Outre son âpreté, son réalisme et sa précision historique, qui participent à la force de ce roman, il convient également de noter la singularité de la langue, proche de l’oralité. Dimitriou s’empare des expressions locales, reproduit la richesse de leurs images et goûte le plaisir que tous prennent à manier les mots. Cette langue dialectale, paysanne, vivante et dynamique, en fait le parler des montagnes d’Épire, Marie-Cécile Fauvin, la traductrice, a su la préserver en puisant dans ses souvenirs d’enfance dans les monts du Forez. Elle s’en explique en postface :

« Dans le texte grec, la plupart des termes sont compréhensibles par leur composition ou leur proximité avec des mots connus ; j’ai donc privilégier des mots susceptibles d’être rattachés à des termes courants, et des tournures qui, sans comporter de mot inhabituel, sont des régionalismes. »

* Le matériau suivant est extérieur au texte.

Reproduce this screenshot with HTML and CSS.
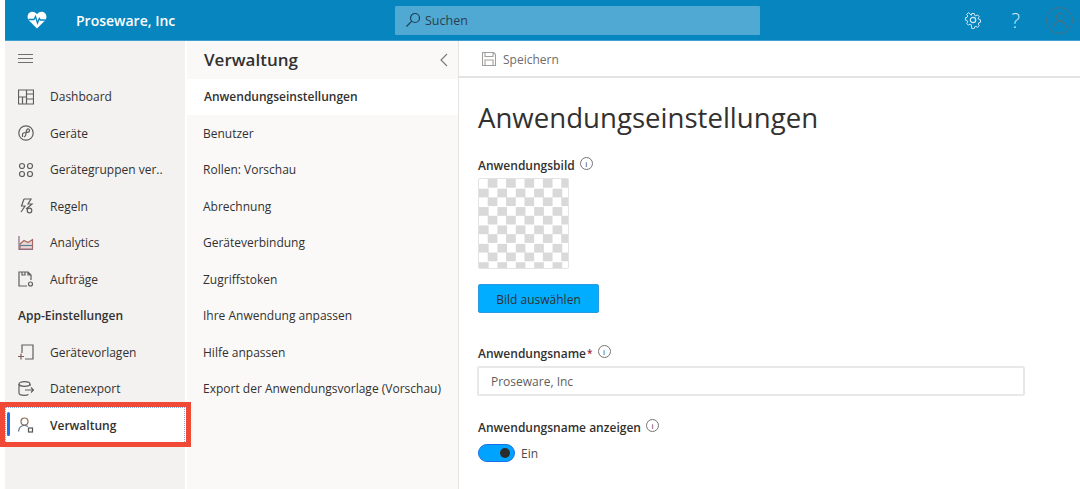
FILE: index.html
```html
<!DOCTYPE html>
<html lang="de">
<head>
  <meta charset="UTF-8" />
  <title>Proseware, Inc</title>
  <link rel="stylesheet" href="styles.css">
</head>
<body>

  <header class="topbar">
    <div class="brand">
      <svg class="brand-icon" width="20" height="18" viewBox="0 0 20 18">
        <path d="M10 17.500 2 9.500C-.6 6.800.5 1.500 4.500 .8 6.800 .4 8.800 1.400 10 3.200 11.200 1.400 13.200 .4 15.500 .8 19.500 1.500 20.600 6.800 18 9.500Z" fill="#fff"/>
        <path d="M1.500 8.500H7L8.500 5.500 10.500 12 12.300 7.500 13.300 9H18.500" fill="none" stroke="#0784bf" stroke-width="1.300"/>
      </svg>
      <span class="brand-name">Proseware, Inc</span>
    </div>
    <div class="search">
      <svg width="16" height="16" viewBox="0 0 16 16" fill="none" stroke="#1c3f55" stroke-width="1.200">
        <circle cx="10" cy="6" r="4.500"/>
        <path d="M6.800 9.200 1.500 14.500"/>
      </svg>
      <span>Suchen</span>
    </div>
    <div class="top-actions">
      <svg width="18" height="18" viewBox="0 0 18 18" fill="none" stroke="#d5eaf5" stroke-width="1.200">
        <circle cx="9" cy="9" r="2.700"/>
        <path d="M7.500 1.200h3l.5 2.300 1.600.7 2-1.300 2 2.100-1.200 2 .7 1.500 2.100.5v3l-2.100.5-.7 1.600 1.200 2-2 2-2-1.200-1.600.7-.5 2.100h-3L7 14.900l-1.600-.7-2 1.200-2-2 1.200-2-.7-1.600-2.100-.5v-3l2.100-.5.7-1.500-1.200-2 2-2.100 2 1.300L7 3.500Z" transform="translate(1.600 1.500) scale(.82)"/>
      </svg>
      <span class="help">?</span>
      <span class="avatar">
        <svg width="16" height="16" viewBox="0 0 16 16" fill="none" stroke="#4a6f85" stroke-width="1.100">
          <circle cx="8" cy="5" r="3.800"/>
          <path d="M1.500 15.500C2 11.500 4.500 9.500 8 9.500s6 2 6.500 6"/>
        </svg>
      </span>
    </div>
  </header>

  <div class="layout">
    <nav class="sidebar">
      <div class="hamburger"><span></span><span></span><span></span></div>
      <a class="nav-item">
        <svg class="nav-icon" viewBox="0 0 16 16"><path d="M.5 1h15v14H.5ZM.5 8h8M8.500 1v14M8.500 5h7M8.500 10h7M4.500 8v7"/></svg>
        Dashboard
      </a>
      <a class="nav-item">
        <svg class="nav-icon" viewBox="0 0 16 16"><circle cx="8" cy="8" r="7.200"/><path d="M4.500 12V9.500C4.500 8 6 7.500 8 7.500S11.500 7 11.500 5.500 10 3.500 9 4.500 8 7 8 8.500 7.500 11.500 6 12"/></svg>
        Geräte
      </a>
      <a class="nav-item">
        <svg class="nav-icon" viewBox="0 0 16 16"><circle cx="4" cy="4" r="2.500"/><circle cx="12" cy="4" r="2.500"/><circle cx="4" cy="12" r="2.500"/><circle cx="12" cy="12" r="2.500"/></svg>
        Gerätegruppen ver..
      </a>
      <a class="nav-item">
        <svg class="nav-icon" viewBox="0 0 16 16"><path d="M6 1h7L10 6h4L8 11M6 1 3.500 8H7L3 14"/><circle cx="11.500" cy="12.500" r="2.300"/></svg>
        Regeln
      </a>
      <a class="nav-item">
        <svg class="nav-icon" viewBox="0 0 16 16"><path d="M2 9 6 5.500 10 7.500 14.500 4.500V14H2Z" stroke="#a9675f" fill="#e8d9d6"/><path d="M1 1v13.500h14" stroke="#8a6d86"/><path d="M2 10.500h12.500" stroke="#5d7f9c"/></svg>
        Analytics
      </a>
      <a class="nav-item">
        <svg class="nav-icon" viewBox="0 0 16 16"><path d="M9 15H1V1h9l3 3v5M10 1v3h3M4 1v3h3V1"/><circle cx="12.500" cy="13" r="2"/></svg>
        Aufträge
      </a>
      <div class="nav-heading">App-Einstellungen</div>
      <a class="nav-item">
        <svg class="nav-icon" viewBox="0 0 16 16"><path d="M4 9V1h11v14H7"/><path d="M0 12.500h6M3 9.500v6" stroke="#7d5f5a"/></svg>
        Gerätevorlagen
      </a>
      <a class="nav-item">
        <svg class="nav-icon" viewBox="0 0 16 16"><ellipse cx="6.500" cy="3" rx="5.500" ry="2.300"/><path d="M1 3v9c0 1.300 2.500 2.300 5.500 2.300 1.500 0 3-.3 4-.8M12 3v2M7 9h8.500M13 6.500 15.500 9 13 11.500"/></svg>
        Datenexport
      </a>
      <a class="nav-item active">
        <span class="active-bar"></span>
        <svg class="nav-icon" viewBox="0 0 16 16"><circle cx="6.500" cy="4.500" r="3.500" stroke="#8a6d56"/><path d="M.5 14.500C1 10.500 3 8.500 6.500 8.500c1.500 0 2.500.3 3.500 1" stroke="#5d6f8c"/><rect x="10.500" y="11" width="4" height="4" stroke="#555"/></svg>
        Verwaltung
      </a>
      <div class="highlight"></div>
    </nav>

    <aside class="subnav">
      <div class="subnav-head">
        <h2>Verwaltung</h2>
        <svg width="8" height="14" viewBox="0 0 8 14" fill="none" stroke="#777" stroke-width="1.100"><path d="M7 1 1 7l6 6"/></svg>
      </div>
      <a class="subnav-item current">Anwendungseinstellungen</a>
      <a class="subnav-item">Benutzer</a>
      <a class="subnav-item">Rollen: Vorschau</a>
      <a class="subnav-item">Abrechnung</a>
      <a class="subnav-item">Geräteverbindung</a>
      <a class="subnav-item">Zugriffstoken</a>
      <a class="subnav-item">Ihre Anwendung anpassen</a>
      <a class="subnav-item">Hilfe anpassen</a>
      <a class="subnav-item">Export der Anwendungsvorlage (Vorschau)</a>
    </aside>

    <main class="content">
      <div class="commandbar">
        <svg width="14" height="14" viewBox="0 0 14 14" fill="none" stroke="#a19f9d" stroke-width="1.100">
          <path d="M.5.500h11l2 2v11H.5ZM3 .500v4h8v-4M3 13.500V8h8v5.500"/>
        </svg>
        <span>Speichern</span>
      </div>
      <div class="form">
        <h1>Anwendungseinstellungen</h1>

        <div class="label">Anwendungsbild <span class="info">i</span></div>
        <div class="image-box"></div>
        <button class="primary">Bild auswählen</button>

        <div class="label name-label">Anwendungsname<span class="req">*</span> <span class="info">i</span></div>
        <div class="text-input">Proseware, Inc</div>

        <div class="label toggle-label">Anwendungsname anzeigen <span class="info">i</span></div>
        <div class="toggle-row">
          <span class="toggle"><span class="knob"></span></span>
          <span>Ein</span>
        </div>
      </div>
    </main>
  </div>

</body>
</html>
```

FILE: styles.css
```css
* {
  box-sizing: border-box;
}

html, body {
  height: 100%;
}

body {
  margin: 0;
  padding-left: 5px;
  overflow: hidden;
  background: white;
  color: #323130;
  font-family: "Open Sans", "Noto Sans", sans-serif;
  font-size: 12px;
  display: flex;
  flex-direction: column;
}

.topbar {
  height: 41px;
  flex: none;
  background: #0785be;
  border-bottom: 1px solid #3f9fd0;
  display: flex;
  align-items: center;
  position: relative;
}

.brand {
  display: flex;
  align-items: center;
  width: 390px;
  flex: none;
  padding-left: 22px;
}

.brand-name {
  margin-left: 29px;
  color: white;
  font-size: 14px;
  font-weight: 600;
}

.search {
  width: 365px;
  height: 29px;
  background: #4fa9d3;
  border-radius: 1px;
  display: flex;
  align-items: center;
  gap: 4px;
  padding-left: 10px;
  color: #2d3e4c;
  font-size: 12.5px;
}

.top-actions {
  margin-left: auto;
  display: flex;
  align-items: center;
  padding-right: 7px;
}

.help {
  color: #d5eaf5;
  font-size: 20px;
  font-weight: 300;
  margin: 0 26px 0 30px;
}

.avatar {
  width: 27px;
  height: 27px;
  border: 1px solid #4a6f85;
  border-radius: 50%;
  display: flex;
  align-items: center;
  justify-content: center;
}

.layout {
  flex: 1;
  display: flex;
  min-height: 0;
}

.sidebar {
  width: 180px;
  flex: none;
  background: #f3f2f1;
  position: relative;
}

.hamburger {
  height: 37.500px;
  padding: 13px 0 0 13px;
}

.hamburger span {
  display: block;
  width: 15px;
  height: 1px;
  background: #716f6d;
  margin-bottom: 3px;
}

.nav-item, .nav-heading {
  height: 36.500px;
  display: flex;
  align-items: center;
}

.nav-item {
  padding-left: 13px;
  position: relative;
}

.nav-heading {
  padding-left: 13px;
  font-weight: 600;
}

.nav-icon {
  width: 16px;
  height: 16px;
  margin-right: 16px;
  flex: none;
  fill: none;
  stroke: #605e5c;
  stroke-width: 1.200;
}

.nav-item.active {
  background: white;
  font-weight: 600;
  outline: 1px dotted #8aa9d8;
  outline-offset: -1px;
}

.active-bar {
  position: absolute;
  left: 2px;
  top: 5px;
  width: 3px;
  height: 24px;
  border-radius: 2px;
  background: #1a6fe8;
}

.highlight {
  position: absolute;
  left: -5px;
  top: 361px;
  width: 191px;
  height: 45px;
  border: 5px solid #f04a37;
  pointer-events: none;
}

.subnav {
  width: 272px;
  flex: none;
  margin-left: 2px;
  background: #faf9f8;
  border-right: 1px solid #e5e4e2;
}

.subnav-head {
  height: 37.500px;
  display: flex;
  align-items: center;
  justify-content: space-between;
  padding: 0 10px 0 17px;
}

.subnav-head h2 {
  margin: 0;
  font-size: 17px;
  font-weight: 600;
}

.subnav-item {
  height: 36.500px;
  display: flex;
  align-items: center;
  padding-left: 16px;
}

.subnav-item.current {
  background: white;
  font-weight: 600;
  padding-left: 17px;
}

.content {
  flex: 1;
  min-width: 0;
}

.commandbar {
  height: 37px;
  border-bottom: 2px solid #e3e3e3;
  display: flex;
  align-items: center;
  gap: 7px;
  padding: 1px 0 0 23px;
  color: #6f6d6b;
}

.form {
  padding: 0 19px;
}

h1 {
  margin: 19px 0 0;
  font-size: 27.600px;
  font-weight: 400;
  line-height: 40px;
}

.label {
  font-weight: 600;
  line-height: 18px;
  display: flex;
  align-items: center;
  gap: 5px;
}

.form h1 + .label {
  margin-top: 20px;
}

.info {
  width: 13px;
  height: 13px;
  border: 1px solid #77736f;
  border-radius: 50%;
  font-size: 8px;
  font-weight: 400;
  line-height: 11px;
  text-align: center;
  margin-top: -5px;
}

.req {
  color: #a4262c;
  font-size: 10px;
  margin-left: -4px;
  margin-top: -3px;
}

.image-box {
  width: 91px;
  height: 91px;
  margin-top: 3px;
  border: 1px solid #e3e3e3;
  border-radius: 2px;
  background-color: white;
  background-image: conic-gradient(#d9d9d9 25%, white 25% 50%, #d9d9d9 50% 75%, white 75%);
  background-size: 18.400px 18.400px;
}

.primary {
  display: block;
  width: 121px;
  height: 29px;
  margin-top: 15px;
  border: 1px solid #2a9be0;
  border-radius: 2px;
  background: #00adfe;
  color: #323130;
  font: inherit;
  padding-top: 2px;
}

.name-label {
  margin-top: 32px;
}

.text-input {
  width: 548px;
  height: 30px;
  margin: 3px 0 0 -1px;
  border: 2px solid #e8e8e8;
  border-radius: 2px;
  padding-left: 12px;
  display: flex;
  align-items: center;
  color: #605e5c;
}

.toggle-label {
  margin-top: 23px;
}

.toggle-row {
  display: flex;
  align-items: center;
  gap: 6px;
  margin-top: 7px;
  color: #4d4b49;
}

.toggle {
  width: 37px;
  height: 18px;
  border: 1px solid #1a6fe8;
  border-radius: 9px;
  background: #00a4ff;
  display: flex;
  align-items: center;
  justify-content: flex-end;
  padding-right: 4px;
}

.knob {
  width: 10px;
  height: 10px;
  border-radius: 50%;
  background: #2b2b2b;
}
```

Le pari est réussi. Qui donne à partager une langue riche et expressive, celle que Sotiris Dimitriou s’est forgé en écoutant parler sa mère et les autres villageoises. « Mes livres ne restituent qu’un millième de la richesse de leur langue », dit-il.

 Sotiris Dimitriou : Heureux soit ton nom, traduit du grec par Marie-Cécile Fauvin, .Quidam éditeur.